Duh. Yes. The anger only rears its head when we talk about our R, which is not often at all. He doesn't bring it up and I will NOT again (it was a foolish mistake in both cases).

Apparently yes, I do not have the plague! It was sweet and a reminder of the H I used to know rather than the Monster that has taken over. I keep reminding myself that I am the lighthouse and that I am doing all of this for ME. If he comes around, it will take some serious time and effort on his part and I know I cannot push him. This whole thing has been a huge blow to my ego and pride, in part because (like so many of us here), I thought I had the 'perfect' marriage. I feel like such a fool for believing it.

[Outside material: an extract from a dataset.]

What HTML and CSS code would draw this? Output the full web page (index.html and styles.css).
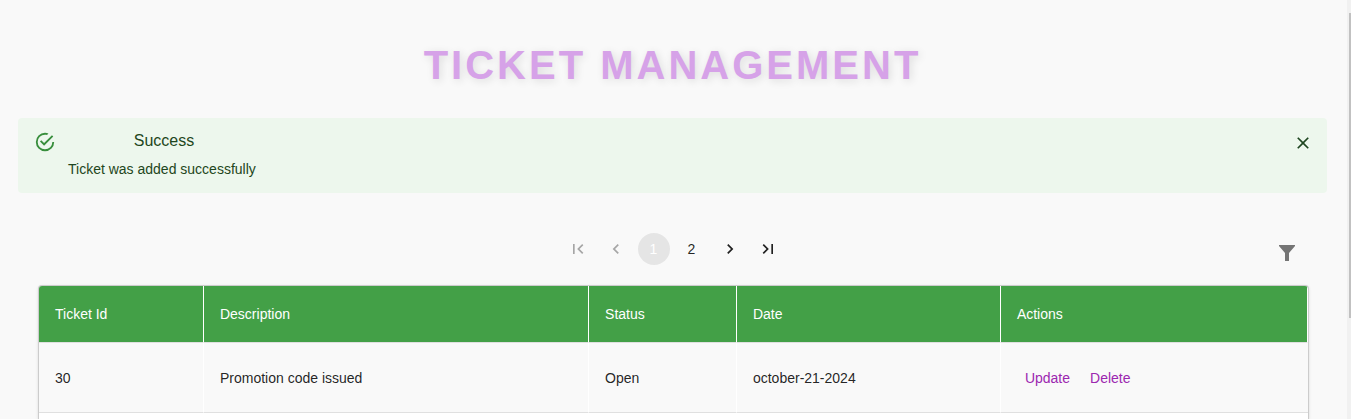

And regarding the ego, it's somehow worse when your friends tell you that "he's an idiot" or "he's making a huge mistake". I know it's not my fault, but you can't help but feel a little like a failure when he walks out and everyone else thinks he's making the largest mistake of his life. If I can play the role of Narcissus for a moment, I am a catch. I'm smart, pretty, funny, I have a good education, a fantastic well-paying job and two beautiful kids. And it really hurts that he thinks that there's something wrong with me and feels the need to walk away. My head knows that it's him but my heart is still shattered into a million pieces.

Have I mentioned that I am ready for 2012 to be over? Good riddance to the worst year of my life!


You're braver than you believe, stronger than you seem, and smarter than you think.
-Christopher Robin to Pooh

Romans 12:12 Rejoice in your hope, be patient in suffering, persevere in prayer.